"On ne fera pas que l'homme ignore
la mort. On ne l'obtiendrait qu'en le ramenant à l'animalité, encore serait-il
un mauvais animal, s'il gardait la conscience, puisque la conscience suppose le
pouvoir de prendre recul à l'égard de toute chose donnée et de la nier. C'est
l'animal qui peut paisiblement se satisfaire de la vie et chercher son salut
dans la reproduction. L'homme ne peut accéder à l'universel que parce qu'il
existe au lieu de vivre seulement.

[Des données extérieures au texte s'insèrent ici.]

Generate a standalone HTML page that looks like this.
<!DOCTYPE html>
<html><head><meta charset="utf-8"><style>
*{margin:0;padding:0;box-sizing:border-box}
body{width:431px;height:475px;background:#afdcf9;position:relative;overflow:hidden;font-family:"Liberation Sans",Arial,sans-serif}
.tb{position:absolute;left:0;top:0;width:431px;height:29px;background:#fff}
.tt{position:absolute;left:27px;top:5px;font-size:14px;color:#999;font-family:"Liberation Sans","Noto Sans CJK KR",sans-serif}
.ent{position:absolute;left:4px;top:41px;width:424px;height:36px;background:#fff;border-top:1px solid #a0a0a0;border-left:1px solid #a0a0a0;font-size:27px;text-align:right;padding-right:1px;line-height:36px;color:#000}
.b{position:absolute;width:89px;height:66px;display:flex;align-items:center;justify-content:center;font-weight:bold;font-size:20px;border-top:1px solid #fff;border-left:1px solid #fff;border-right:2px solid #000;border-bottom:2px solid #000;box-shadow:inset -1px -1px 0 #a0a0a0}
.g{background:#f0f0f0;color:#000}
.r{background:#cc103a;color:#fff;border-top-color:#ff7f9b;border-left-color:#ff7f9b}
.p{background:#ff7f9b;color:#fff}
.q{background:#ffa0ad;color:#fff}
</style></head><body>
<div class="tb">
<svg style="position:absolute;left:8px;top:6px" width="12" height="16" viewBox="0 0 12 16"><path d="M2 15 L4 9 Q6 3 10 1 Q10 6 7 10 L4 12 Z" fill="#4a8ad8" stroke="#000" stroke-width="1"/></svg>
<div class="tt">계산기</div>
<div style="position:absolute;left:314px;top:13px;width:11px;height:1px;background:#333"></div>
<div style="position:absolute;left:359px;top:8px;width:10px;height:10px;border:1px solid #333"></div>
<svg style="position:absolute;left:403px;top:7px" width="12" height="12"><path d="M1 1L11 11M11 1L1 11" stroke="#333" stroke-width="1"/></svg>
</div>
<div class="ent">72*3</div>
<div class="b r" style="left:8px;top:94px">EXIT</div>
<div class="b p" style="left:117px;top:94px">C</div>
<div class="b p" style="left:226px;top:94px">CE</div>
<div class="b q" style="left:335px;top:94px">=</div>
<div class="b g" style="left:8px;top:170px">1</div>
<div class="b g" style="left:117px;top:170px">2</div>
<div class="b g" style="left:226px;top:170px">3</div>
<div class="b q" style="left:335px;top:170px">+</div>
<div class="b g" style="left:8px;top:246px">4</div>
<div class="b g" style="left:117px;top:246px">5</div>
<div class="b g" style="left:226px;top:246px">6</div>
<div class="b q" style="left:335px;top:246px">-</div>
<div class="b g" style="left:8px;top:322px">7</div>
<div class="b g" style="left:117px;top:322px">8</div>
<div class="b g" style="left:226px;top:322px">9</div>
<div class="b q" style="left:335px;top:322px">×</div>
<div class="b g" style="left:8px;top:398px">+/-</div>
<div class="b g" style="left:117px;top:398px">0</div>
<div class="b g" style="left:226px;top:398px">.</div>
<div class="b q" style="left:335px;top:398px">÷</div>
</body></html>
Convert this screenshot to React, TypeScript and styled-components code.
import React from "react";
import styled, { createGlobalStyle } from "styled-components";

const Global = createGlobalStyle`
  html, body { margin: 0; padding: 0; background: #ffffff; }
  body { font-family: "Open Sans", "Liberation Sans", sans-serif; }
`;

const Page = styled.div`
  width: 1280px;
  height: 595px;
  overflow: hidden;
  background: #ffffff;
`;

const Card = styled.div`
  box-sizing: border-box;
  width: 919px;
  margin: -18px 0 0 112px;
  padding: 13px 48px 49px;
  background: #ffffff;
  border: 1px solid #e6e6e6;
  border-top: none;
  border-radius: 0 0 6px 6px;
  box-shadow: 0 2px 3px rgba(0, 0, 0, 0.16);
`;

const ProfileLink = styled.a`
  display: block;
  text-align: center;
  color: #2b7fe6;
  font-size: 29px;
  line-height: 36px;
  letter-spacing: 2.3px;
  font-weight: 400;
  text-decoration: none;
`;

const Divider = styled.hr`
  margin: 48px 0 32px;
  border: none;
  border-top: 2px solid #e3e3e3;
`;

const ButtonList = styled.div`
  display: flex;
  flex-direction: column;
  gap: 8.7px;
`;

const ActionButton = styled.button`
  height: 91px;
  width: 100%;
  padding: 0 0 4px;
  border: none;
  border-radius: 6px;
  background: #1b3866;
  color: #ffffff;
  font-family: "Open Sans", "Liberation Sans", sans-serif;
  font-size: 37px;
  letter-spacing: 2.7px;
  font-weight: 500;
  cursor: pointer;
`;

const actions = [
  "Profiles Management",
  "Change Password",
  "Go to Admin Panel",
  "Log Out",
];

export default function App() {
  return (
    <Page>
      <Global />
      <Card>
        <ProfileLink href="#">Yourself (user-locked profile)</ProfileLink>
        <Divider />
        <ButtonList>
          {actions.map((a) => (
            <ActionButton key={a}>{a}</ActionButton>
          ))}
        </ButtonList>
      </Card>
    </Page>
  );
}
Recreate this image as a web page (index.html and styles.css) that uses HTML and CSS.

Il doit payer de ce prix son humanité. C'est
pourquoi l'idée de l'homme sain est un mythe, proche parent des mythes nazis.
"L'homme, c'est l'animal malade" disait Hegel .... La vie n'est pensable que comme offerte à
une conscience de la vie qui la nie. Toute conscience est donc malheureuse,
puisqu'elle se sait vie seconde et regrette l'innocence dont elle se sent
issue. La mission historique du judaïsme a été de développer dans le monde
entier cette conscience de la séparation et, comme Hyppolite le disait pendant
la guerre à ses élèves, nous sommes tous des juifs dans la mesure où nous avons
le souci de l'universel, où nous ne nous résignons pas à être seulement, et où
nous voulons exister. »
Nous devons
garder à l’esprit deux présupposés si nous voulons comprendre ce texte :
d’abord, Maurice Merleau-Ponty part du principe selon lequel l’animal n’est pas
conscient, ensuite l’auteur considère comme acquise la référence à l’épisode du
fruit défendu développée dans la Genèse. Rappelons les traits principaux de
cette histoire fondatrice de notre civilisation. Il y a deux arbres dans le
jardin d’Eden : l’arbre de vie, et l’arbre de la connaissance du bien et
du mal. Dieu dit à Adam et Eve qu’ils peuvent manger les fruits du premier mais
pas de ceux du deuxième. Eve se laisse tenter par le serpent et viole
l’interdiction de l’Eternel. Adam l’imite. Immédiatement ils se rendent compte
qu’ils sont nus, et Dieu, en constatant qu’ils se recouvrent de feuilles,
comprend qu’ils ont désobéi. Il les chasse du Paradis. Nous comprenons ainsi
que cet épisode pose le caractère incompatible de la conscience et du bonheur.
L’arbre de vie permet à Adam et Eve de vivre au Paradis, sans se poser de
question, inconscients et heureux (parce qu’inconscients). Le fruit de l’arbre
de la connaissance du bien et du mal « ouvre les yeux » du premier
couple, mas par là-même, le prive de la jouissance du Jardin d’Eden,
c’est-à-dire d’une vie extatique, d’un bonheur sans nuage. L’homme n’a pas le
droit d’être à la fois conscient et heureux. Il faut qu’il choisisse entre la
capacité à se rendre compte de sa vie et celle d’en jouir.